Which leads me to the next caller, the Guilt-Filled Volunteer Support Call: You know these calls, the Local Fire Department, The next “would be Governor (Or Govenator, as we like to call him in California)”, the local charity, or Girl Scout. From the worry, pain, and need of a child in our home my heart brings me to thoughts of Adoption. God has blessed me with a husband who feels called to adopt a child and for most of my life, I have heard the call. However, as we all know….Hearing and Doing….are two very different things…. We received an information packet from a Christian Adoption Agency in the mail a few weeks ago. We read thru the information, and have prayed about it, but haven’t done much else. I have been plagued with indecision and self doubt. How do you make such a life changing decision?

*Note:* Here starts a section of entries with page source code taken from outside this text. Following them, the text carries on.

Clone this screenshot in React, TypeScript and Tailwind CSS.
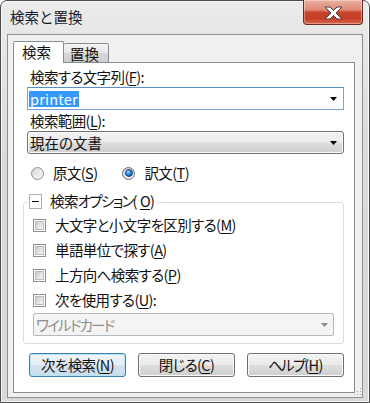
import React from "react";

function U({ children }: { children: React.ReactNode }) {
  return <span className="underline decoration-1 underline-offset-[2px]">{children}</span>;
}

// katakana runs in Meiryo UI are much narrower than in Noto
function K({ children }: { children: React.ReactNode }) {
  return <span className="tracking-[-1.8px]">{children}</span>;
}

function Arrow({ color = "#000" }: { color?: string }) {
  return (
    <svg width="7" height="4" viewBox="0 0 7 4" className="shrink-0">
      <polygon points="0,0 7,0 3.5,4" fill={color} />
    </svg>
  );
}

function CloseButton() {
  return (
    <div className="mr-[6px] -mt-[1px] flex h-[25px] w-[60px] items-center justify-center rounded-b-[4px] border border-t-0 border-[#6b2b22] bg-[linear-gradient(to_bottom,#eab0a2_0%,#e08a75_40%,#c9462d_52%,#c43c24_75%,#d9664d_100%)] shadow-[inset_0_0_0_1px_rgba(255,255,255,0.35)]">
      <svg width="19" height="14" viewBox="-1 -1 19 14" className="mt-[1px]">
        <polygon
          points="0,0 5,0 8.5,3.5 12,0 17,0 11,6 17,12 12,12 8.5,8.5 5,12 0,12 6,6"
          fill="#fff"
          stroke="#404040"
          strokeWidth="1"
          strokeLinejoin="round"
        />
      </svg>
    </div>
  );
}

function Radio({ checked, children }: { checked?: boolean; children: React.ReactNode }) {
  return (
    <div className="flex items-center gap-[9px]">
      <div
        className={
          "flex h-[13px] w-[13px] items-center justify-center rounded-full border bg-[linear-gradient(135deg,#d4d6d9,#f8f8f8)] " +
          (checked ? "border-[#5d6b78]" : "border-[#8e8f8f]")
        }
      >
        {checked && (
          <div className="h-[8px] w-[8px] rounded-full border border-[#0b3b6e] bg-[radial-gradient(circle_at_35%_30%,#a6dcff_0%,#2b8be0_45%,#0d4f95_100%)]" />
        )}
      </div>
      <span>{children}</span>
    </div>
  );
}

function Check({ children }: { children: React.ReactNode }) {
  return (
    <div className="flex h-[18px] items-center gap-[9px] pl-[9px]">
      <div className="flex h-[13px] w-[13px] items-center justify-center border border-[#8e8f8f] bg-white">
        <div className="h-[9px] w-[9px] border border-[#b9bcc0] bg-[linear-gradient(135deg,#c9cdd2,#f6f6f6)]" />
      </div>
      <span className="leading-[18px]">{children}</span>
    </div>
  );
}

function Btn({ primary, children }: { primary?: boolean; children: React.ReactNode }) {
  const look = primary
    ? "border-[#3c7fb1] bg-[linear-gradient(to_bottom,#eef5fa_0%,#e4eef6_48%,#d3e3ef_52%,#c9dceb_100%)] shadow-[inset_0_0_0_1px_#b8e2f9]"
    : "border-[#707070] bg-[linear-gradient(to_bottom,#f2f2f2_0%,#ebebeb_48%,#dddddd_52%,#cfcfcf_100%)] shadow-[inset_0_0_0_1px_#fbfbfb]";
  return (
    <div className={"flex h-[24px] w-[97px] items-center justify-center rounded-[3px] border leading-[18px] " + look}>
      {children}
    </div>
  );
}

export default function App() {
  return (
    <div className="h-[403px] w-[370px] font-['Noto_Sans_CJK_JP','Meiryo_UI',sans-serif] text-[14.5px] tracking-[-0.6px] text-[#111] [font-feature-settings:'palt']">
      <div className="flex h-full w-full flex-col rounded-t-[7px] border border-[#4d4d4d] bg-[linear-gradient(to_bottom,#ebebeb,#dadada_40%,#d9d9d9)] shadow-[inset_0_0_0_1px_#f6f6f6]">
        {/* title bar */}
        <div className="flex h-[33px] shrink-0 items-start justify-between">
          <span className="ml-[9px] mt-[7px] leading-[18px] tracking-normal text-[#141a2a] [font-feature-settings:normal]">検索と置換</span>
          <CloseButton />
        </div>

        {/* client area */}
        <div className="relative mx-[6px] mb-[4px] flex flex-1 flex-col border border-[#8f8f8f] bg-[#f0f0f0] pb-[4px] pl-[5px] pr-[7px] pt-[6px]">
          <div className="relative z-10 -mb-[1px] flex h-[22px] items-end">
            <div className="h-[22px] w-[51px] rounded-t-[2px] border border-b-0 border-[#898c95] bg-white pl-[8px] leading-[20px] tracking-normal">
              検索
            </div>
            <div className="h-[20px] w-[45px] rounded-t-[2px] border border-l-0 border-[#898c95] bg-[linear-gradient(to_bottom,#f3f3f3,#e6e6e6_50%,#d7d7d7_52%,#cfcfcf)] pl-[6px] leading-[20px] tracking-normal">
              置換
            </div>
          </div>

          {/* tab page */}
          <div className="flex flex-1 flex-col border border-[#898c95] bg-white pl-[9px] pr-[10px]">
            <div className="ml-[7px] mt-[5px] h-[18px] leading-[18px]">
              検索する文字列(<U>F</U>):
            </div>
            <div className="ml-[4px] mt-[1px] flex h-[23px] items-center justify-between border border-[#7da2ce] border-t-[#5b8ec4] bg-white pl-[1px] pr-[6px]">
              <span className="bg-[#3399ff] pl-[1px] pr-[1px] leading-[16px] tracking-[0.2px] text-white">printer</span>
              <Arrow />
            </div>

            <div className="ml-[7px] mt-[2px] h-[18px] leading-[18px]">
              検索範囲(<U>L</U>):
            </div>
            <div className="ml-[4px] mt-[1px] flex h-[23px] items-center justify-between rounded-[3px] border border-[#707070] bg-[linear-gradient(to_bottom,#f2f2f2_0%,#ebebeb_48%,#dddddd_52%,#cfcfcf_100%)] pl-[2px] pr-[6px] shadow-[inset_0_0_0_1px_#fbfbfb]">
              <span className="leading-[18px] tracking-normal">現在の文書</span>
              <Arrow />
            </div>

            <div className="ml-[8px] mt-[10px] flex h-[18px] items-center gap-[25px] leading-[18px]">
              <Radio>
                原文(<U>S</U>)
              </Radio>
              <Radio checked>
                訳文(<U>T</U>)
              </Radio>
            </div>

            {/* options group */}
            <div className="mt-[20px] flex flex-col rounded-[3px] border border-[#d5dfe5] pb-[7px]">
              <div className="-mt-[10px] ml-[4px] flex h-[16px] w-fit items-center gap-[8px] bg-white pl-[1px] pr-[3px]">
                <div className="flex h-[15px] w-[13px] items-center justify-center border border-[#a7b0ba] bg-white">
                  <div className="h-[1px] w-[7px] bg-black" />
                </div>
                <span className="leading-[16px]">
                  検索<K>オプション</K>(<span className="ml-[3px]"><U>O</U></span>)
                </span>
              </div>
              <div className="mt-[7px] flex flex-col gap-[7px]">
                <Check>
                  大文字と小文字を区別する(<U>M</U>)
                </Check>
                <Check>
                  単語単位で探す(<U>A</U>)
                </Check>
                <Check>
                  上方向へ検索する(<U>P</U>)
                </Check>
                <Check>
                  次を使用する(<U>U</U>):
                </Check>
              </div>
              <div className="ml-[9px] mr-[9px] mt-[4px] flex h-[23px] items-center justify-between rounded-[2px] border border-[#b4b9bd] bg-[#f4f4f4] pl-[2px] pr-[5px] text-[#8d8d8d]">
                <span className="leading-[18px] tracking-[-0.4px]">
                  <K>ワイルドカード</K>
                </span>
                <Arrow color="#8a8a8a" />
              </div>
            </div>

            <div className="ml-[6px] mt-[9px] flex gap-[12px]">
              <Btn primary>
                次を検索(<U>N</U>)
              </Btn>
              <Btn>
                閉じる(<U>C</U>)
              </Btn>
              <Btn>
                <K>ヘルプ</K>(<U>H</U>)
              </Btn>
            </div>
          </div>

          {/* size grip */}
          <svg width="8" height="8" viewBox="0 0 8 8" className="absolute bottom-[1px] right-[0px]">
            <rect x="6" y="0" width="1" height="1" fill="#a0a0a0" />
            <rect x="3" y="3" width="1" height="1" fill="#a0a0a0" />
            <rect x="6" y="3" width="1" height="1" fill="#a0a0a0" />
            <rect x="0" y="6" width="1" height="1" fill="#a0a0a0" />
            <rect x="3" y="6" width="1" height="1" fill="#a0a0a0" />
            <rect x="6" y="6" width="1" height="1" fill="#a0a0a0" />
          </svg>
        </div>
      </div>
    </div>
  );
}
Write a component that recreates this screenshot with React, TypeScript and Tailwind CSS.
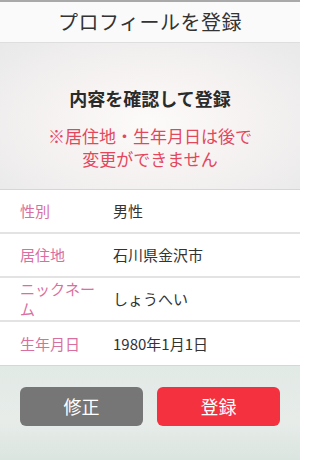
import React from "react";

const rows: { label: string; value: string }[] = [
  { label: "性別", value: "男性" },
  { label: "居住地", value: "石川県金沢市" },
  { label: "ニックネーム", value: "しょうへい" },
  { label: "生年月日", value: "1980年1月1日" },
];

export default function App() {
  return (
    <div
      className="w-[300px] h-[460px] overflow-hidden flex flex-col bg-[#e4ebe8]"
      style={{ fontFamily: '"Noto Sans CJK JP", "Noto Sans", sans-serif' }}
    >
      <div className="h-[2px] bg-[#a9a9a9]" />
      <header className="h-[41px] bg-[#fafafa] border-b border-[#dedede] flex items-center justify-center">
        <h1 className="text-[20px] text-[#333] leading-none tracking-[0.5px]">プロフィールを登録</h1>
      </header>
      <section className="h-[146px] flex flex-col items-center pt-[43px] bg-[radial-gradient(ellipse_at_50%_55%,#fdfafa_0%,#f6f2f2_45%,#e9e9e9_100%)]">
        <h2 className="text-[18px] font-bold text-[#2a2a2a] leading-[24px]">内容を確認して登録</h2>
        <p className="mt-[14px] text-[17px] text-[#e4475c] leading-[23px] text-center">
          ※居住地・生年月日は後で
          <br />
          変更ができません
        </p>
      </section>
      <div className="bg-white border-t border-[#d6d6d6]">
        {rows.map((r, i) => (
          <div
            key={i}
            className={`h-[44px] flex items-center px-[20px] ${i < rows.length - 1 ? "border-b-2 border-[#e3e3e3]" : "border-b border-[#d6d6d6]"}`}
          >
            <div className="w-[80px] text-[15px] leading-[20px] text-[#d96fa0]">{r.label}</div>
            <div className="ml-[13px] text-[15px] leading-[20px] text-[#333]">{r.value}</div>
          </div>
        ))}
      </div>
      <div className="flex-1 bg-[linear-gradient(180deg,#e2eae6_0%,#e7ece9_60%,#dbe5e0_100%)] flex gap-[14px] px-[20px] pt-[21px]">
        <button className="w-[123px] h-[39px] rounded-[6px] bg-[#767676] text-white text-[18px] flex items-center justify-center">
          修正
        </button>
        <button className="w-[123px] h-[39px] rounded-[6px] bg-[#f3313f] text-white text-[18px] flex items-center justify-center">
          登録
        </button>
      </div>
    </div>
  );
}
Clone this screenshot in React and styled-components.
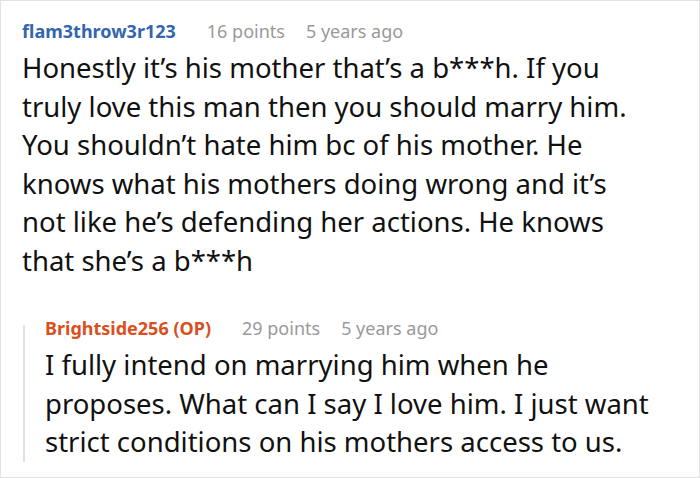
import React from "react";
import styled, { createGlobalStyle } from "styled-components";

const Global = createGlobalStyle`
  html, body { margin: 0; padding: 0; background: #fff; }
  body { font-family: "Noto Sans", "Open Sans", sans-serif; }
`;

const Frame = styled.div`
  box-sizing: border-box;
  width: 700px;
  height: 478px;
  border: 1px solid #e2e2e2;
  padding: 12px 42px 0 21px;
  overflow: hidden;
  background: #fff;
`;

const Meta = styled.div`
  display: flex;
  align-items: baseline;
  gap: 21px;
  font-size: 18px;
  line-height: 36px;
  white-space: nowrap;
`;

const Author = styled.span`
  font-weight: 700;
  color: ${(p) => p.$color};
  margin-right: 10px;
`;

const Info = styled.span`
  color: #999;
`;

const Body = styled.p`
  margin: 0;
  font-size: 27.5px;
  line-height: 38.6px;
  color: #111;
`;

const Reply = styled.div`
  display: flex;
  gap: 20px;
  margin-top: 29.5px;
  margin-left: 1px;
`;

const Rail = styled.div`
  flex: 0 0 2px;
  margin-top: 15px;
  background: #e2e2e2;
`;

const Content = styled.div`
  flex: 1;
  min-width: 0;
`;

function Comment({ author, color, points, time, text }) {
  return (
    <>
      <Meta>
        <Author $color={color}>{author}</Author>
        <Info>{points}</Info>
        <Info>{time}</Info>
      </Meta>
      <Body>{text}</Body>
    </>
  );
}

export default function App() {
  return (
    <Frame>
      <Global />
      <Comment
        author="flam3throw3r123"
        color="#3466ad"
        points="16 points"
        time="5 years ago"
        text="Honestly it’s his mother that’s a b***h. If you truly love this man then you should marry him. You shouldn’t hate him bc of his mother. He knows what his mothers doing wrong and it’s not like he’s defending her actions. He knows that she’s a b***h"
      />
      <Reply>
        <Rail />
        <Content>
          <Comment
            author="Brightside256 (OP)"
            color="#d9501e"
            points="29 points"
            time="5 years ago"
            text="I fully intend on marrying him when he proposes. What can I say I love him. I just want strict conditions on his mothers access to us."
          />
        </Content>
      </Reply>
    </Frame>
  );
}
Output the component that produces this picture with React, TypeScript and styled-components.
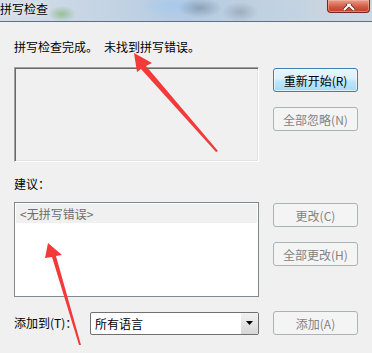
import styled, { createGlobalStyle } from 'styled-components'

const GlobalStyle = createGlobalStyle`
  html, body {
    margin: 0;
    padding: 0;
    background: #f0f0f0;
  }
  body {
    font-family: 'Noto Sans CJK SC', 'Microsoft YaHei', sans-serif;
    font-size: 12px;
    color: #000;
  }
`

const Window = styled.div`
  position: relative;
  width: 372px;
  height: 353px;
  overflow: hidden;
  background: #f0f0f0;
`

const TitleBar = styled.div`
  display: flex;
  justify-content: space-between;
  align-items: flex-start;
  height: 21px;
  border-bottom: 1px solid #5f7082;
  background:
    radial-gradient(ellipse 14px 8px at 62px 14px, rgba(110, 170, 90, 0.55), transparent),
    radial-gradient(ellipse 22px 10px at 200px 8px, rgba(90, 110, 130, 0.45), transparent),
    radial-gradient(ellipse 18px 10px at 240px 12px, rgba(110, 125, 140, 0.4), transparent),
    radial-gradient(ellipse 30px 12px at 170px 6px, rgba(160, 200, 240, 0.7), transparent),
    radial-gradient(ellipse 40px 14px at 280px 10px, rgba(190, 210, 230, 0.6), transparent),
    linear-gradient(90deg, #d5dee8 0%, #c3d3e3 30%, #b4cbe3 50%, #c4d2df 75%, #cdd8e2 100%);
`

const TitleText = styled.div`
  padding-top: 2px;
  font-size: 12px;
  line-height: 14px;
  color: #000;
  text-shadow: 0 0 6px rgba(255, 255, 255, 0.9);
`

const CloseButton = styled.div`
  display: flex;
  align-items: flex-end;
  justify-content: center;
  width: 41px;
  height: 12px;
  margin-right: 2px;
  border: 1px solid #6e2a20;
  border-top: none;
  border-radius: 0 0 4px 4px;
  background: linear-gradient(#e8a08f, #d0553f 60%, #c0402a);
  box-shadow: inset 0 0 0 1px rgba(255, 190, 170, 0.5);
`

const Content = styled.div`
  padding: 17px 0 0 14px;
`

const Message = styled.div`
  display: flex;
  gap: 6px;
  line-height: 16px;
  height: 16px;
`

const Row = styled.div<{ $mt: number }>`
  display: flex;
  gap: 14px;
  margin-top: ${(p) => p.$mt}px;
`

const SunkenBox = styled.div`
  box-sizing: border-box;
  width: 245px;
  height: 95px;
  border-top: 1px solid #a0a0a0;
  border-left: 1px solid #a0a0a0;
  border-right: 1px solid #fff;
  border-bottom: 1px solid #fff;
  box-shadow: inset 1px 1px 0 #696969, inset -1px -1px 0 #e3e3e3;
  background: #f0f0f0;
`

const ListBox = styled.div`
  box-sizing: border-box;
  width: 245px;
  height: 95px;
  border: 1px solid #828790;
  background: #fff;
  padding: 1px;
`

const ListItem = styled.div`
  height: 19px;
  line-height: 19px;
  padding-left: 4px;
  background: #f0f0f0;
  color: #6d6d6d;
`

const ButtonColumn = styled.div`
  display: flex;
  flex-direction: column;
  gap: 15px;
  padding-top: 1px;
`

const Button = styled.div<{ $default?: boolean; $disabled?: boolean }>`
  box-sizing: border-box;
  display: flex;
  align-items: center;
  justify-content: center;
  width: 85px;
  height: 24px;
  border-radius: 3px;
  border: 1px solid ${(p) => (p.$default ? '#3c7fb1' : '#adb2b5')};
  background: ${(p) =>
    p.$default ? 'linear-gradient(#eaf6fd 0%, #d9f0fc 45%, #bee6fd 55%, #a7d9f5 100%)' : '#f4f4f4'};
  box-shadow: ${(p) => (p.$default ? 'inset 0 0 0 1px rgba(255,255,255,0.6)' : 'none')};
  color: ${(p) => (p.$disabled ? '#838383' : '#000')};
`

const Label = styled.div<{ $mt?: number }>`
  line-height: 16px;
  height: 16px;
  margin-top: ${(p) => p.$mt ?? 0}px;
`

const BottomRow = styled.div`
  display: flex;
  align-items: center;
  margin-top: 14px;
`

const BottomLabel = styled.div`
  width: 76px;
  line-height: 16px;
`

const Combo = styled.div`
  box-sizing: border-box;
  display: flex;
  width: 169px;
  height: 23px;
  border: 1px solid #707070;
  border-radius: 2px;
  background: #fff;
  margin-right: 14px;
`

const ComboText = styled.div`
  flex: 1;
  padding-left: 4px;
  line-height: 21px;
`

const ComboArrow = styled.div`
  display: flex;
  align-items: center;
  justify-content: center;
  width: 17px;
  background: linear-gradient(#f2f2f2, #e5e5e5 50%, #d6d6d6);
  border-radius: 0 1px 1px 0;
`

const Overlay = styled.svg`
  position: absolute;
  left: 0;
  top: 0;
  pointer-events: none;
`

export default function App() {
  return (
    <>
      <GlobalStyle />
      <Window>
        <TitleBar>
          <TitleText>拼写检查</TitleText>
          <CloseButton>
            <svg width="14" height="8" viewBox="0 0 14 8">
              <path d="M2 -4 L12 6 M12 -4 L2 6" stroke="#6b2a20" strokeWidth="3.6" />
              <path d="M2 -4 L12 6 M12 -4 L2 6" stroke="#fff" strokeWidth="2" />
            </svg>
          </CloseButton>
        </TitleBar>
        <Content>
          <Message>
            <span>拼写检查完成。</span>
            <span>未找到拼写错误。</span>
          </Message>
          <Row $mt={12}>
            <SunkenBox />
            <ButtonColumn>
              <Button $default>重新开始(R)</Button>
              <Button $disabled>全部忽略(N)</Button>
            </ButtonColumn>
          </Row>
          <Label $mt={14}>建议：</Label>
          <Row $mt={10}>
            <ListBox>
              <ListItem>&lt;无拼写错误&gt;</ListItem>
            </ListBox>
            <ButtonColumn>
              <Button $disabled>更改(C)</Button>
              <Button $disabled>全部更改(H)</Button>
            </ButtonColumn>
          </Row>
          <BottomRow>
            <BottomLabel>添加到(T)：</BottomLabel>
            <Combo>
              <ComboText>所有语言</ComboText>
              <ComboArrow>
                <svg width="7" height="4" viewBox="0 0 7 4">
                  <path d="M0 0 H7 L3.5 4 Z" fill="#000" />
                </svg>
              </ComboArrow>
            </Combo>
            <Button $disabled>添加(A)</Button>
          </BottomRow>
        </Content>
        {/* red annotation arrows drawn over the dialog */}
        <Overlay width="372" height="353" viewBox="0 0 372 353">
          <path d="M134 53 L152 63 L146 66 L218 151 L216 152 L141 69 L137 72 Z" fill="#f23a3a" />
          <path d="M48 243 L62 255 L56 256 L81 345 L79 345 L52 257 L45 258 Z" fill="#f23a3a" />
        </Overlay>
      </Window>
    </>
  )
}
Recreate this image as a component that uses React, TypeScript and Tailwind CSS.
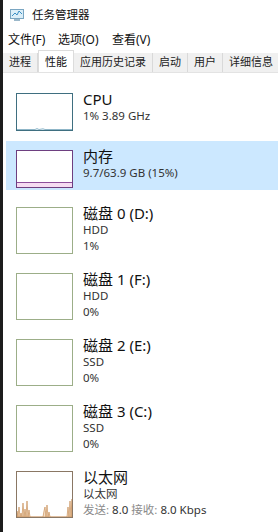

As the weeks have gone by, another message has started to blink. It’s a message from one of those special people in your life. They come in all shapes and sizes, in all types of relationships, they are sometimes family, and often times friends. The call came from my Dad. He has proposed that we go on a mission trip together with our church. It’s down to Guadalajara Mexico, in the end of January. My Mom doesn’t feel terribly called to go, and my husband can’t take time off of his new job. I have the vacation time saved, I know God will provide the means, and it would be a wonderful opportunity serving God’s children next to an amazing man, that I am honored to call my Father, yet I am having a terrible time finding the faith to say yes. It makes my heart ache to think of it. What is wrong with me?
As tempted as I am to push the delete button, and continue on my current path, I know that God is wooing my heart. I know that he is continuing to work in my life and the lives around me. I know that all I have to do is listen to the call, and walk out in faith. Anyone need to go for a walk??